Green described his Fartman idea to Mary Burkhart ("Burkhart"), the art director at Novelty, who quickly prepared a single drawing based on Green's Fartman idea. Although Burkhart testified at her deposition that she could not remember the actual words or specific instructions Green used in describing his Fartman idea, she testified that he described a "kind of a hillbilly-type guy, sitting in a chair that would fart and be activated by actually pulling his finger." Burkhart further testified that she did not see Fred until January 7, 2003, as part of this litigation.

Green and Burkhart were the only Novelty employees involved in the development of Fartman. According to the general practice at Novelty, Burkhart would have shown her drawings to Green for his input and approval, after which the drawing would be put into a JPEG form so that the manufacturer could understand the specifics of how the toy was to look. Once the JPEG drawing was approved by Green, it was supplied to Gtig, a third-party toy manufacturer, so that Gtig could make a prototype of Fartman for Novelty's review.6 Gtig made samples of Fartman, and Novelty directed Gtig to change the first sample to comport with the JPEG drawing.

On October 8, 2001, Novelty began selling its "Pull My Finger Santa" product, a farting Santa doll which is not seated in a chair. Novelty began selling Fartman on November 5, 2001. In March 2002, plaintiff learned that defendant was selling Fartman.

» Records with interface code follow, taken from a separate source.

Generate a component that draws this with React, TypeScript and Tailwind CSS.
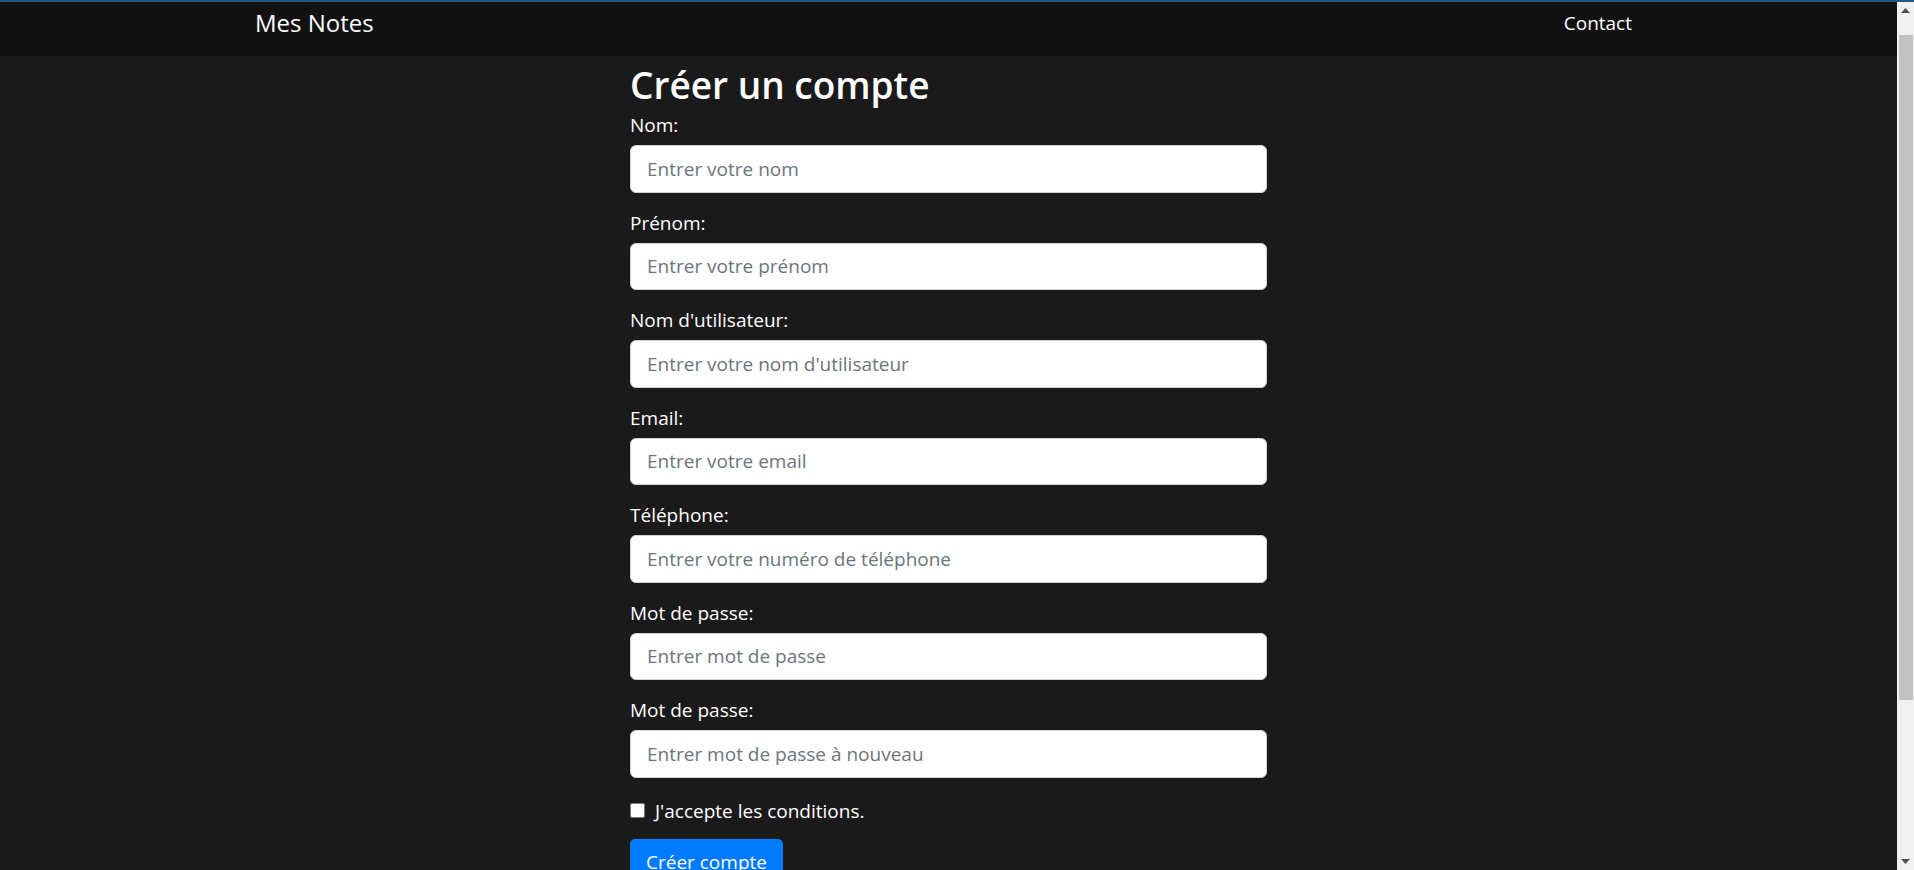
const fields = [
  { label: "Nom:", placeholder: "Entrer votre nom", type: "text" },
  { label: "Prénom:", placeholder: "Entrer votre prénom", type: "text" },
  { label: "Nom d'utilisateur:", placeholder: "Entrer votre nom d'utilisateur", type: "text" },
  { label: "Email:", placeholder: "Entrer votre email", type: "email" },
  { label: "Téléphone:", placeholder: "Entrer votre numéro de téléphone", type: "tel" },
  { label: "Mot de passe:", placeholder: "Entrer mot de passe", type: "password" },
  { label: "Mot de passe:", placeholder: "Entrer mot de passe à nouveau", type: "password" },
];

const Scrollbar = () => {
  return (
    <div className="w-[17px] h-full bg-[#f1f1f1] flex flex-col items-center">
      <div className="h-[17px] w-full flex items-center justify-center">
        <svg width="9" height="5" viewBox="0 0 9 5">
          <path d="M4.5 0 L9 5 L0 5 Z" fill="#505050" />
        </svg>
      </div>
      <div className="h-[16px]" />
      <div className="w-[14px] h-[665px] bg-[#c1c1c1]" />
      <div className="flex-1" />
      <div className="h-[17px] w-full flex items-center justify-center">
        <svg width="9" height="5" viewBox="0 0 9 5">
          <path d="M0 0 L9 0 L4.5 5 Z" fill="#505050" />
        </svg>
      </div>
    </div>
  );
};

const App = () => {
  return (
    <div
      className="w-full h-[870px] overflow-hidden flex flex-col bg-[#1b1a1b] text-white"
      style={{ fontFamily: '"Open Sans", "Noto Sans", sans-serif' }}
    >
      <div className="h-[2px] bg-[#1e5a80]" />
      <div className="flex flex-1 min-h-0">
        <div className="flex-1 overflow-hidden">
          <nav className="h-[54px] bg-[#111111] flex items-start justify-between pl-[255px] pr-[265px] pt-[2px]">
            <a className="text-[24px] leading-[38px] text-white">Mes Notes</a>
            <a className="text-[19px] leading-[38px] text-white">Contact</a>
          </nav>
          <form className="w-[637px] mx-auto">
            <h2 className="text-[37px] leading-[44px] font-semibold mt-[7px] mb-[3px]">
              Créer un compte
            </h2>
            <div className="flex flex-col gap-[15px]">
              {fields.map((f, i) => (
                <div key={i} className="flex flex-col">
                  <label className="text-[19px] leading-[30px] mb-[5px]">{f.label}</label>
                  <input
                    type={f.type}
                    placeholder={f.placeholder}
                    className="h-[47.5px] w-full px-[16px] text-[19px] bg-white text-[#495057] border border-[#ced4da] rounded-[6px] placeholder:text-[#6c757d] outline-none"
                  />
                </div>
              ))}
            </div>
            <div className="flex items-center gap-[10px] mt-[18px] h-[30px]">
              <input type="checkbox" className="w-[15px] h-[15px] m-0" />
              <span className="text-[19px] leading-[30px]">J'accepte les conditions.</span>
            </div>
            <button
              type="button"
              className="mt-[13px] h-[47.5px] px-[16px] text-[19px] bg-[#007bff] text-white rounded-[5px]"
            >
              Créer compte
            </button>
          </form>
        </div>
        <Scrollbar />
      </div>
    </div>
  );
};

export default App;
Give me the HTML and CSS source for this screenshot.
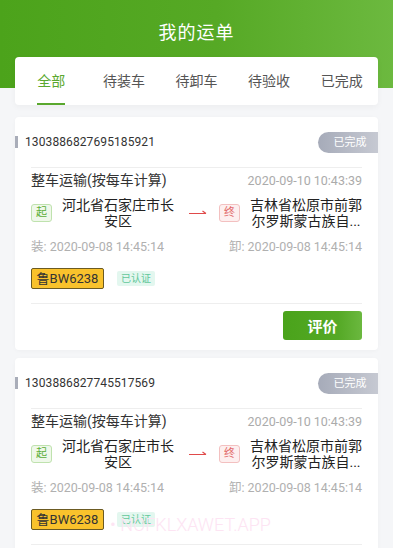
FILE: index.html
```html
<!DOCTYPE html>
<html lang="zh">
<head>
<meta charset="utf-8">
<title>我的运单</title>
<link rel="stylesheet" href="styles.css">
</head>
<body>
<header class="header">
  <h1 class="title">我的运单</h1>
</header>
<nav class="tabs">
  <div class="tab active"><span>全部</span></div>
  <div class="tab"><span>待装车</span></div>
  <div class="tab"><span>待卸车</span></div>
  <div class="tab"><span>待验收</span></div>
  <div class="tab"><span>已完成</span></div>
</nav>

<main class="list">
  <section class="card">
    <div class="card-head">
      <i class="mark"></i>
      <span class="order-no">1303886827695185921</span>
      <span class="status">已完成</span>
    </div>
    <div class="card-body">
      <div class="row-title">
        <span class="type">整车运输(按每车计算)</span>
        <span class="date">2020-09-10 10:43:39</span>
      </div>
      <div class="route">
        <div class="place">
          <span class="tag tag-start">起</span>
          <span class="addr">河北省石家庄市长安区</span>
        </div>
        <svg class="arrow" width="18" height="6" viewBox="0 0 18 6"><path d="M0 3.5H17M13.5 1L17 3.5" fill="none" stroke="#e04a4a" stroke-width="1.2"/></svg>
        <div class="place">
          <span class="tag tag-end">终</span>
          <span class="addr">吉林省松原市前郭尔罗斯蒙古族自...</span>
        </div>
      </div>
      <div class="row-times">
        <span>装: 2020-09-08 14:45:14</span>
        <span>卸: 2020-09-08 14:45:14</span>
      </div>
      <div class="row-tags">
        <span class="plate">鲁BW6238</span>
        <span class="verified">已认证</span>
      </div>
      <div class="actions">
        <button class="btn">评价</button>
      </div>
    </div>
  </section>

  <section class="card">
    <div class="card-head">
      <i class="mark"></i>
      <span class="order-no">1303886827745517569</span>
      <span class="status">已完成</span>
    </div>
    <div class="card-body">
      <div class="row-title">
        <span class="type">整车运输(按每车计算)</span>
        <span class="date">2020-09-10 10:43:39</span>
      </div>
      <div class="route">
        <div class="place">
          <span class="tag tag-start">起</span>
          <span class="addr">河北省石家庄市长安区</span>
        </div>
        <svg class="arrow" width="18" height="6" viewBox="0 0 18 6"><path d="M0 3.5H17M13.5 1L17 3.5" fill="none" stroke="#e04a4a" stroke-width="1.2"/></svg>
        <div class="place">
          <span class="tag tag-end">终</span>
          <span class="addr">吉林省松原市前郭尔罗斯蒙古族自...</span>
        </div>
      </div>
      <div class="row-times">
        <span>装: 2020-09-08 14:45:14</span>
        <span>卸: 2020-09-08 14:45:14</span>
      </div>
      <div class="row-tags">
        <span class="plate">鲁BW6238</span>
        <span class="verified">已认证</span>
      </div>
      <div class="actions">
        <button class="btn">评价</button>
      </div>
    </div>
  </section>
</main>
<div class="watermark">• NOFKLXAWET.APP</div>
</body>
</html>
```

FILE: styles.css
```css
* { box-sizing: border-box; }
html, body { margin: 0; padding: 0; }
body {
  width: 393px;
  height: 548px;
  overflow: hidden;
  background: #f5f6f8;
  font-family: Roboto, "Noto Sans CJK SC", sans-serif;
  color: #333;
  position: relative;
}
.header {
  height: 88px;
  background: linear-gradient(90deg, #4ca31b 0%, #56a925 55%, #6cb93f 100%);
  padding-top: 22px;
}
.title {
  margin: 0;
  font-size: 18px;
  line-height: 22px;
  font-weight: 400;
  color: #fff;
  text-align: center;
  letter-spacing: 1px;
}
.tabs {
  margin: -31px 15px 0;
  height: 48px;
  background: #fff;
  border-radius: 4px;
  display: flex;
  box-shadow: 0 2px 6px rgba(0,0,0,0.04);
}
.tab {
  flex: 1;
  text-align: center;
  padding-top: 14px;
  font-size: 14px;
  line-height: 20px;
  color: #555;
}
.tab span { display: inline-block; }
.tab.active span {
  color: #5aa82e;
  padding-bottom: 12px;
  border-bottom: 2px solid #5aa82e;
}
.list {
  padding: 12px 15px 0;
  display: flex;
  flex-direction: column;
  gap: 8px;
}
.card {
  background: #fff;
  border-radius: 4px;
  box-shadow: 0 1px 4px rgba(0,0,0,0.03);
  padding-bottom: 10px;
}
.card-head {
  height: 50px;
  display: flex;
  align-items: center;
  border-bottom: 1px solid #eeeeee;
  margin-right: 16px;
}
.mark {
  width: 3px;
  height: 12px;
  background: #a9adb9;
  margin-right: 7px;
}
.order-no {
  font-size: 12px;
  color: #333;
  letter-spacing: 0.1px;
}
.status {
  margin-left: auto;
  margin-right: -16px;
  width: 60px;
  height: 21px;
  line-height: 21px;
  border-radius: 10.5px 0 0 10.5px;
  background: linear-gradient(90deg, #a6abb9, #c6c9d2);
  color: #fff;
  font-size: 11px;
  text-align: center;
  padding-left: 4px;
}
.card-head { position: relative; }
.card-head::before { content: none; }
.card-head { border-bottom: none; }
.card-body {
  padding: 0 16px;
  border-top: 1px solid #eeeeee;
  margin: 0 0 0 0;
}
.card > .card-body { margin: 0 16px; padding: 0; }
.card > .card-head { margin-right: 0; padding-left: 0; }
.status { margin-right: 0; }
.row-title {
  display: flex;
  justify-content: space-between;
  align-items: center;
  padding-top: 2px;
  height: 22px;
}
.type { font-size: 14px; line-height: 20px; color: #333; }
.date { font-size: 12.5px; color: #ababab; }
.route {
  margin-top: 7px;
  display: flex;
  align-items: center;
}
.place {
  flex: 1;
  display: flex;
  align-items: center;
  gap: 10px;
}
.tag {
  width: 21px;
  height: 18px;
  flex: none;
  border-radius: 3px;
  font-size: 11px;
  line-height: 16px;
  text-align: center;
}
.tag-start { border: 1px solid #bfe2ae; background: #eff8ea; color: #5bae37; }
.tag-end { border: 1px solid #f3c0c0; background: #fdefef; color: #e26b6b; }
.addr {
  flex: 1;
  font-size: 14px;
  line-height: 16px;
  text-align: center;
  color: #222;
}
.arrow { flex: none; margin: 0 12px 0 15px; }
.row-times {
  margin-top: 9px;
  display: flex;
  justify-content: space-between;
  font-size: 12.5px;
  line-height: 18px;
  color: #b0b0b0;
}
.row-tags {
  margin-top: 12px;
  padding-bottom: 14px;
  display: flex;
  align-items: center;
  gap: 13px;
  border-bottom: 1px solid #eeeeee;
}
.plate {
  width: 73px;
  height: 21px;
  line-height: 19px;
  text-align: center;
  background: #f9c22c;
  border: 1px solid #6b5a22;
  border-radius: 2px;
  font-size: 13px;
  color: #333;
}
.verified {
  height: 15px;
  line-height: 15px;
  padding: 0 4px;
  background: #e3f7ef;
  color: #62c79a;
  font-size: 10px;
  border-radius: 2px;
}
.actions {
  display: flex;
  justify-content: flex-end;
  padding-top: 7px;
}
.btn {
  width: 79px;
  height: 29px;
  border: none;
  border-radius: 3px;
  background: linear-gradient(90deg, #4aa31b, #55a926 70%, #6bb83f);
  color: #fff;
  font-family: inherit;
  font-size: 15px;
  font-weight: 700;
  padding: 0;
}
.watermark {
  position: absolute;
  left: 110px;
  top: 514px;
  font-size: 18px;
  font-weight: 300;
  color: #fde4f3;
  pointer-events: none;
  white-space: nowrap;
}
```
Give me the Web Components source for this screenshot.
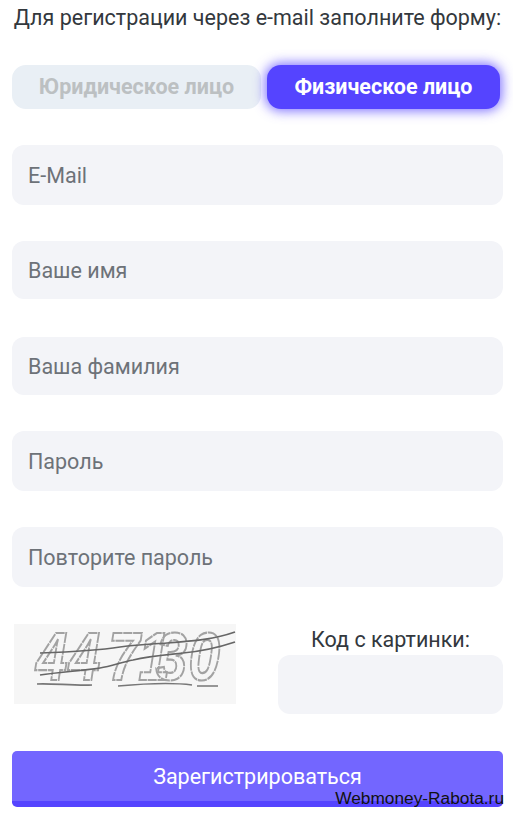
<!DOCTYPE html>
<html lang="ru">
<head>
<meta charset="utf-8">
<title>Регистрация</title>
<style>
  html, body { margin: 0; padding: 0; background: #fff; }
  body { width: 513px; height: 816px; overflow: hidden; position: relative; font-family: Roboto, "Liberation Sans", sans-serif; }
</style>
</head>
<body>
<reg-form>
  <reg-tabs slot="tabs">
    <reg-tab>Юридическое лицо</reg-tab>
    <reg-tab active>Физическое лицо</reg-tab>
  </reg-tabs>
  <reg-field slot="fields" h="60" after="36">E-Mail</reg-field>
  <reg-field slot="fields" h="58" after="38">Ваше имя</reg-field>
  <reg-field slot="fields" h="58" after="36">Ваша фамилия</reg-field>
  <reg-field slot="fields" h="60" after="36">Пароль</reg-field>
  <reg-field slot="fields" h="60" after="0">Повторите пароль</reg-field>
  <reg-captcha slot="captcha"></reg-captcha>
</reg-form>
<site-mark>Webmoney-Rabota.ru</site-mark>

<script>
const regTab = (function(){
  const shadowDOM = /*html*/
  `
    <style>
      :host { display: flex; align-items: center; justify-content: center; height: 44px; border-radius: 14px;
        background: #e9eff5; color: #bcc0c2; font: 700 21.5px/44px Roboto, sans-serif; width: 249px; }
      :host([active]) { width: 233px; background: #5544ff; color: #fff; box-shadow: 0 0 12px 2px rgba(85,68,255,.75); }
    </style>
    <slot></slot>
  `;
  class RegTab extends HTMLElement {
    connectedCallback(){
      const shadow = this.attachShadow({mode: 'open'});
      shadow.innerHTML = shadowDOM;
    }
  }
  return RegTab;
})()
customElements.define('reg-tab', regTab);

const regTabs = (function(){
  const shadowDOM = /*html*/
  `
    <style>
      :host { display: flex; gap: 6px; margin-bottom: 36px; }
    </style>
    <slot></slot>
  `;
  class RegTabs extends HTMLElement {
    connectedCallback(){
      const shadow = this.attachShadow({mode: 'open'});
      shadow.innerHTML = shadowDOM;
    }
  }
  return RegTabs;
})()
customElements.define('reg-tabs', regTabs);

const regField = (function(){
  const shadowDOM = /*html*/
  `
    <style>
      :host { display: flex; align-items: center; box-sizing: border-box; padding-left: 16px;
        background: #f3f4f8; border-radius: 12px; color: #6d7278; font: 400 21.5px Roboto, sans-serif; }
    </style>
    <slot></slot>
  `;
  class RegField extends HTMLElement {
    connectedCallback(){
      const shadow = this.attachShadow({mode: 'open'});
      shadow.innerHTML = shadowDOM;
      this.style.height = this.getAttribute('h') + 'px';
      this.style.marginBottom = this.getAttribute('after') + 'px';
    }
  }
  return RegField;
})()
customElements.define('reg-field', regField);

const regCaptcha = (function(){
  const shadowDOM = /*html*/
  `
    <style>
      :host { display: flex; justify-content: space-between; margin-top: 37px; }
      /* svg is taller than the grey picture so the big digits keep their line box */
      .pic { display: block; width: 222px; height: 100px; margin: -10px 0 -10px 2px; }
      .soft { filter: blur(.6px); }
      .side { width: 225px; display: flex; flex-direction: column; align-items: center; }
      .label { font: 400 21.5px/26px Roboto, sans-serif; color: #33383d; height: 31px; padding-top: 3px; box-sizing: border-box; }
      .box { width: 225px; height: 59px; background: #f3f4f8; border-radius: 12px; }
    </style>
    <svg class="pic" viewBox="0 -10 222 100" aria-label="447130">
      <rect x="0" y="0" width="222" height="80" fill="#f6f6f6"/>
      <g class="soft" transform="translate(-14,-624)">
        <text transform="translate(36,680) scale(.82,1)" x="0 40 88 125 146 186" y="0" font-family="Liberation Sans, sans-serif" font-weight="700" font-style="italic" font-size="69"
          fill="none" stroke="#a2a2a2" stroke-width="2.2" stroke-dasharray="11 1">447130</text>
        <path d="M40 653 C70 652 95 651 120 647 C140 644 155 644 167 643 C195 641 215 639 235 632" fill="none" stroke="#666" stroke-width="1.7"/>
        <path d="M40 675 C60 672 80 671 100 668 C112 666 122 662 133 660 C150 656 165 655 183 653 C205 651 220 647 235 642" fill="none" stroke="#666" stroke-width="1.7"/>
        <path d="M37 684 C50 683 75 686 92 685 M118 686 C140 684 170 682 192 685 M197 686 L218 686" fill="none" stroke="#777" stroke-width="1.7"/>
      </g>
    </svg>
    <div class="side">
      <div class="label">Код с картинки:</div>
      <div class="box"></div>
    </div>
  `;
  class RegCaptcha extends HTMLElement {
    connectedCallback(){
      const shadow = this.attachShadow({mode: 'open'});
      shadow.innerHTML = shadowDOM;
    }
  }
  return RegCaptcha;
})()
customElements.define('reg-captcha', regCaptcha);

const regForm = (function(){
  const shadowDOM = /*html*/
  `
    <style>
      :host { display: block; box-sizing: border-box; width: 513px; padding: 0 10px 0 12px; }
      h1 { margin: 0; padding: 6px 0 0; height: 65px; box-sizing: border-box; font: 400 21.5px/24px Roboto, sans-serif;
        color: #33383d; white-space: nowrap; text-align: center; }
      .send { display: flex; align-items: center; justify-content: center; box-sizing: border-box; height: 56px; margin-top: 37px;
        background: #7366ff; color: #fff; border-bottom: 6px solid #5544ff; border-radius: 5px; font: 400 21.5px Roboto, sans-serif; }
    </style>
    <h1>Для регистрации через e-mail заполните форму:</h1>
    <slot name="tabs"></slot>
    <slot name="fields"></slot>
    <slot name="captcha"></slot>
    <div class="send">Зарегистрироваться</div>
  `;
  class RegForm extends HTMLElement {
    connectedCallback(){
      const shadow = this.attachShadow({mode: 'open'});
      shadow.innerHTML = shadowDOM;
    }
  }
  return RegForm;
})()
customElements.define('reg-form', regForm);

const siteMark = (function(){
  const shadowDOM = /*html*/
  `
    <style>
      :host { position: absolute; right: 9px; top: 789px; font: 400 17.3px/18px "Liberation Sans", Arial, sans-serif; color: #111; }
    </style>
    <slot></slot>
  `;
  class SiteMark extends HTMLElement {
    connectedCallback(){
      const shadow = this.attachShadow({mode: 'open'});
      shadow.innerHTML = shadowDOM;
    }
  }
  return SiteMark;
})()
customElements.define('site-mark', siteMark);
</script>
</body>
</html>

The "pull-my-finger" gag, which involves an individual reaching out and asking someone else to pull his finger and passing gas when his finger is pulled, did not originate with plaintiff or the defendant. Neither did the sayings "did somebody step on a duck" nor "silent but deadly." The recorded history of the "pull-my-finger" joke appeared as early as 1887 in Emile Zola's book The Earth. A reference to a doll performing the "pull-my-finger" gag surfaced in 1997 when radio personalities Bob and Tom released an album, "FUNHOUSE," which contained a previously broadcast comedy sketch entitled "Pull My Finger Charlie." The "Pull My Finger Charlie" sketch describes a hypothetical toy doll that farts and jokes, "Did someone step on a duck?" when its finger is pulled. However, the "Pull My Finger Charlie" track does not describe an actual toy or any physical characteristics of a toy that was actually sold to consumers.


A moving party is entitled to summary judgment under Rule 56 when the pleadings, depositions, answers to interrogatories, and admissions on file, together with the affidavits, if any, show there is no genuine issue of material fact and that the moving party is entitled to judgment as a matter of law....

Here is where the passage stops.